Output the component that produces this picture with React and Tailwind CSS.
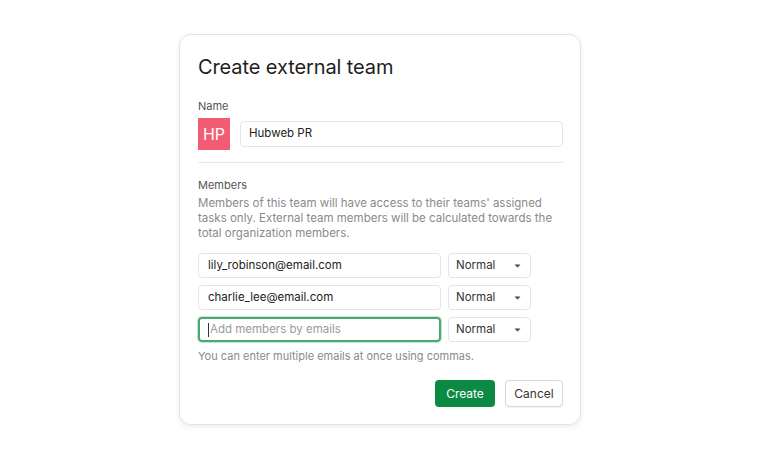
import React from 'react';

function RoleSelect() {
  return (
    <div className="flex h-[25px] w-[83px] items-center justify-between rounded border border-[#e5e5e5] bg-white pl-[7px] pr-[9px] text-[11.5px] text-[#333]">
      <span>Normal</span>
      <svg width="7" height="4" viewBox="0 0 7 4" className="mt-[1px]">
        <path d="M0.5 0.5 L3.5 3.5 L6.5 0.5 Z" fill="#444" />
      </svg>
    </div>
  );
}

function EmailRow({ value, focused }) {
  return (
    <div className="flex items-center gap-[7px]">
      {focused ? (
        <div className="flex h-[25px] w-[243px] items-center rounded border-2 border-[#4aa871] px-[8px] text-[11.5px] text-[#9a9a9a] shadow-[0_0_0_1px_#c8e6d2]">
          <span className="mr-[1px] h-[14px] w-px bg-[#333]" />
          <span>Add members by emails</span>
        </div>
      ) : (
        <div className="flex h-[25px] w-[243px] items-center rounded border border-[#e5e5e5] px-[9px] text-[11.5px] text-[#222]">
          {value}
        </div>
      )}
      <RoleSelect />
    </div>
  );
}

export default function App() {
  return (
    <div
      className="flex h-[461px] w-[760px] justify-center bg-white pt-[34px]"
      style={{ fontFamily: 'Inter, "Noto Sans", sans-serif' }}
    >
      <div className="h-[391px] w-[402px] rounded-[12px] border border-[#e3e3e3] bg-white pl-[18px] pr-[17px] pt-[19px] shadow-[0_2px_6px_rgba(0,0,0,0.08)]">
        <h1 className="text-[20px] leading-[26px] font-normal tracking-[-0.1px] text-[#1e1e1e]">Create external team</h1>

        <div className="mt-[18px] text-[11px] leading-[16px] text-[#555]">Name</div>
        <div className="mt-[4px] flex items-center gap-[10px]">
          <div className="flex h-[32px] w-[32px] items-center justify-center bg-[#f25c74] text-[16px] text-white">HP</div>
          <div className="flex h-[26px] flex-1 items-center rounded border border-[#e5e5e5] px-[8px] text-[11.5px] text-[#222]">
            Hubweb PR
          </div>
        </div>

        <div className="mt-[12px] h-px bg-[#e8e8e8]" />

        <div className="mt-[14px] text-[11px] leading-[16px] text-[#555]">Members</div>
        <p className="mt-[3px] text-[11.5px] leading-[15px] text-[#8a8a8a]">
          Members of this team will have access to their teams' assigned tasks only. External team members will be calculated towards the total organization members.
        </p>

        <div className="mt-[12px] flex flex-col gap-[7px]">
          <EmailRow value="lily_robinson@email.com" />
          <EmailRow value="charlie_lee@email.com" />
          <EmailRow focused />
        </div>

        <div className="mt-[6px] text-[11px] leading-[16px] text-[#8a8a8a]">
          You can enter multiple emails at once using commas.
        </div>

        <div className="mt-[16px] flex justify-end gap-[10px]">
          <button className="h-[27px] w-[60px] rounded bg-[#0b8a43] text-[12px] text-white">Create</button>
          <button className="h-[27px] w-[58px] rounded border border-[#d8d8d8] bg-white text-[12px] text-[#333] shadow-[0_1px_1px_rgba(0,0,0,0.06)]">
            Cancel
          </button>
        </div>
      </div>
    </div>
  );
}
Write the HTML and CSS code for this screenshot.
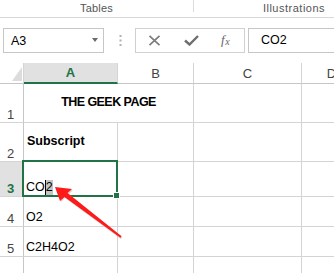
FILE: index.html
```html
<!DOCTYPE html>
<html>
<head>
<meta charset="utf-8">
<link rel="stylesheet" href="styles.css">
</head>
<body>
<div class="page">
  <div class="ribbon">
    <div class="group g1">Tables</div>
    <div class="rsep"></div>
    <div class="group g2">Illustrations</div>
  </div>
  <div class="fbar">
    <div class="namebox"><span>A3</span><span class="dd"></span></div>
    <div class="dots">
      <svg width="3" height="11" viewBox="0 0 3 11"><rect x="0.5" y="0" width="2" height="2" fill="#b0b0b0"/><rect x="0.5" y="4.5" width="2" height="2" fill="#b0b0b0"/><rect x="0.5" y="9" width="2" height="2" fill="#b0b0b0"/></svg>
    </div>
    <div class="fbtns">
      <svg class="ic" width="13" height="11" viewBox="0 0 13 11"><path d="M1.5 0.8 L11.5 10.2 M11.5 0.8 L1.5 10.2" stroke="#7a7a7a" stroke-width="1.6" fill="none"/></svg>
      <svg class="ic" width="15" height="11" viewBox="0 0 15 11"><path d="M1 5.5 L5.5 9.5 L14 1" stroke="#6e6e6e" stroke-width="2.4" fill="none"/></svg>
      <span class="fx">f<sub>x</sub></span>
    </div>
    <div class="finput">CO2</div>
  </div>
  <div class="grid">
    <div class="c hd corner"><span class="tri"></span></div>
    <div class="c hd colsel">A</div>
    <div class="c hd">B</div>
    <div class="c hd">C</div>
    <div class="c hd">D</div>

    <div class="c rh">1</div>
    <div class="c mid title">THE GEEK PAGE</div>
    <div class="c"></div>
    <div class="c"></div>

    <div class="c rh">2</div>
    <div class="c mid bold">Subscript</div>
    <div class="c"></div>
    <div class="c"></div>
    <div class="c"></div>

    <div class="c rh rsel">3</div>
    <div class="c txt active">CO<span class="cur">2</span><span class="selbox"><span class="handle"></span></span></div>
    <div class="c"></div>
    <div class="c"></div>
    <div class="c"></div>

    <div class="c rh">4</div>
    <div class="c txt">O2</div>
    <div class="c"></div>
    <div class="c"></div>
    <div class="c"></div>

    <div class="c rh">5</div>
    <div class="c txt">C2H4O2</div>
    <div class="c"></div>
    <div class="c"></div>
    <div class="c"></div>

    <div class="c rh">6</div>
    <div class="c"></div>
    <div class="c"></div>
    <div class="c"></div>
    <div class="c"></div>
  </div>
  <svg class="arrow" width="334" height="273" viewBox="0 0 334 273">
    <polygon points="56,188 73,190 69,194 122,237 121,239 65,198 61,202" fill="#b8b8b8" opacity="0.6"/>
    <polygon points="55,187 72,189 67.5,193 121.6,236.2 120.4,237.8 64.5,197 60,201" fill="#ff1a1a"/>
  </svg>
</div>
</body>
</html>
```
FILE: styles.css
```css
html, body {
  margin: 0;
  padding: 0;
  background: #ffffff;
}
.page {
  position: relative;
  width: 334px;
  height: 273px;
  overflow: hidden;
  font-family: "Liberation Sans", Arial, sans-serif;
  color: #000;
}
.ribbon {
  display: flex;
  height: 17px;
  border-bottom: 1px solid #d8d8d8;
  white-space: nowrap;
}
.group {
  font-size: 11px;
  color: #555;
  line-height: 17px;
  text-align: center;
  letter-spacing: 0.2px;
  flex: none;
}
.g1 { width: 193px; }
.g2 { width: 200px; letter-spacing: 0.5px; }
.rsep {
  flex: none;
  width: 1px;
  height: 12px;
  background: #dcdcdc;
}
.fbar {
  display: flex;
  align-items: flex-start;
  margin-top: 10px;
  height: 25px;
  padding-left: 3px;
}
.namebox {
  flex: none;
  box-sizing: border-box;
  width: 101px;
  height: 25px;
  border: 1px solid #c6c6c6;
  display: flex;
  align-items: center;
  justify-content: space-between;
  padding: 0 5px 0 7px;
  font-size: 12.5px;
}
.dd {
  width: 0;
  height: 0;
  border-left: 3.5px solid transparent;
  border-right: 3.5px solid transparent;
  border-top: 4px solid #6a6a6a;
  margin-bottom: 1px;
}
.dots {
  flex: none;
  width: 31px;
  height: 25px;
  display: flex;
  align-items: center;
  justify-content: center;
  padding-left: 0;
  box-sizing: border-box;
}
.dots svg { display: block; margin-left: 1px; }
.fbtns {
  flex: none;
  box-sizing: border-box;
  width: 110px;
  height: 25px;
  border: 1px solid #d0d0d0;
  display: flex;
  align-items: center;
  padding-left: 12px;
}
.ic { display: block; flex: none; }
.ic:nth-child(2) { margin-left: 23px; }
.fx {
  margin-left: 22px;
  font-family: "Liberation Serif", "Times New Roman", serif;
  font-style: italic;
  font-size: 13px;
  color: #666;
  line-height: 13px;
}
.fx sub {
  font-size: 10px;
  vertical-align: -1px;
  margin-left: 0.5px;
}
.finput {
  flex: none;
  box-sizing: border-box;
  margin-left: 3px;
  width: 120px;
  height: 25px;
  border: 1px solid #c6c6c6;
  padding-left: 12px;
  font-size: 12.5px;
  line-height: 23px;
}
.grid {
  margin-top: 10px;
  display: grid;
  grid-template-columns: 24px 94px 76px 108px 60px;
  grid-template-rows: 21px 39px 39px 35px 30px 30px 30px;
  font-size: 12.5px;
}
.c {
  box-sizing: border-box;
  border-right: 1px solid #d4d4d4;
  border-bottom: 1px solid #d4d4d4;
  line-height: 15px;
  white-space: nowrap;
  display: flex;
  align-items: flex-end;
}
.hd {
  align-items: center;
  justify-content: center;
  font-size: 13px;
  color: #444;
  border-bottom-color: #c6c6c6;
  border-right-color: #d4d4d4;
}
.corner {
  position: relative;
  justify-content: flex-end;
  align-items: flex-end;
  padding: 0 1px 2px 0;
}
.tri {
  width: 0;
  height: 0;
  border-left: 10px solid transparent;
  border-bottom: 14px solid #dcdcdc;
}
.colsel {
  background: #e1e1e1;
  color: #217346;
  font-weight: bold;
  border-bottom: 2px solid #217346;
}
.rh {
  justify-content: center;
  padding-right: 2px;
  font-size: 13px;
  color: #444;
  border-right-color: #c6c6c6;
}
.rsel {
  background: #e1e1e1;
  color: #217346;
  font-weight: bold;
}
.mid {
  align-items: center;
  padding-left: 3px;
  padding-bottom: 1px;
}
.title {
  grid-column: span 2;
  justify-content: center;
  font-weight: bold;
  letter-spacing: -0.55px;
  padding-left: 0;
}
.bold {
  font-weight: bold;
}
.txt {
  padding-left: 2px;
  padding-bottom: 1px;
}
.active {
  position: relative;
}
.cur {
  background: #c4c4c4;
  border-left: 1px solid #000;
  margin-left: 0;
  padding-right: 0;
}
.selbox {
  position: absolute;
  left: -2px;
  top: -2px;
  right: -1px;
  bottom: -1px;
  border: 2px solid #217346;
}
.handle {
  position: absolute;
  right: -4px;
  bottom: -4px;
  width: 5px;
  height: 5px;
  background: #217346;
  border: 1px solid #fff;
}
.arrow {
  position: absolute;
  left: 0;
  top: 0;
  pointer-events: none;
}
```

* * * * * * *

Task instructions: Return only the lines running from the top of the data to the line that holds "leading-[26px] font-normal tracking-[-0.1px]". Include both of those lines, but skip the pictures.

Answer to this exercise:
Output the component that produces this picture with React and Tailwind CSS.
import React from 'react';

function RoleSelect() {
  return (
    <div className="flex h-[25px] w-[83px] items-center justify-between rounded border border-[#e5e5e5] bg-white pl-[7px] pr-[9px] text-[11.5px] text-[#333]">
      <span>Normal</span>
      <svg width="7" height="4" viewBox="0 0 7 4" className="mt-[1px]">
        <path d="M0.5 0.5 L3.5 3.5 L6.5 0.5 Z" fill="#444" />
      </svg>
    </div>
  );
}

function EmailRow({ value, focused }) {
  return (
    <div className="flex items-center gap-[7px]">
      {focused ? (
        <div className="flex h-[25px] w-[243px] items-center rounded border-2 border-[#4aa871] px-[8px] text-[11.5px] text-[#9a9a9a] shadow-[0_0_0_1px_#c8e6d2]">
          <span className="mr-[1px] h-[14px] w-px bg-[#333]" />
          <span>Add members by emails</span>
        </div>
      ) : (
        <div className="flex h-[25px] w-[243px] items-center rounded border border-[#e5e5e5] px-[9px] text-[11.5px] text-[#222]">
          {value}
        </div>
      )}
      <RoleSelect />
    </div>
  );
}

export default function App() {
  return (
    <div
      className="flex h-[461px] w-[760px] justify-center bg-white pt-[34px]"
      style={{ fontFamily: 'Inter, "Noto Sans", sans-serif' }}
    >
      <div className="h-[391px] w-[402px] rounded-[12px] border border-[#e3e3e3] bg-white pl-[18px] pr-[17px] pt-[19px] shadow-[0_2px_6px_rgba(0,0,0,0.08)]">
        <h1 className="text-[20px] leading-[26px] font-normal tracking-[-0.1px] text-[#1e1e1e]">Create external team</h1>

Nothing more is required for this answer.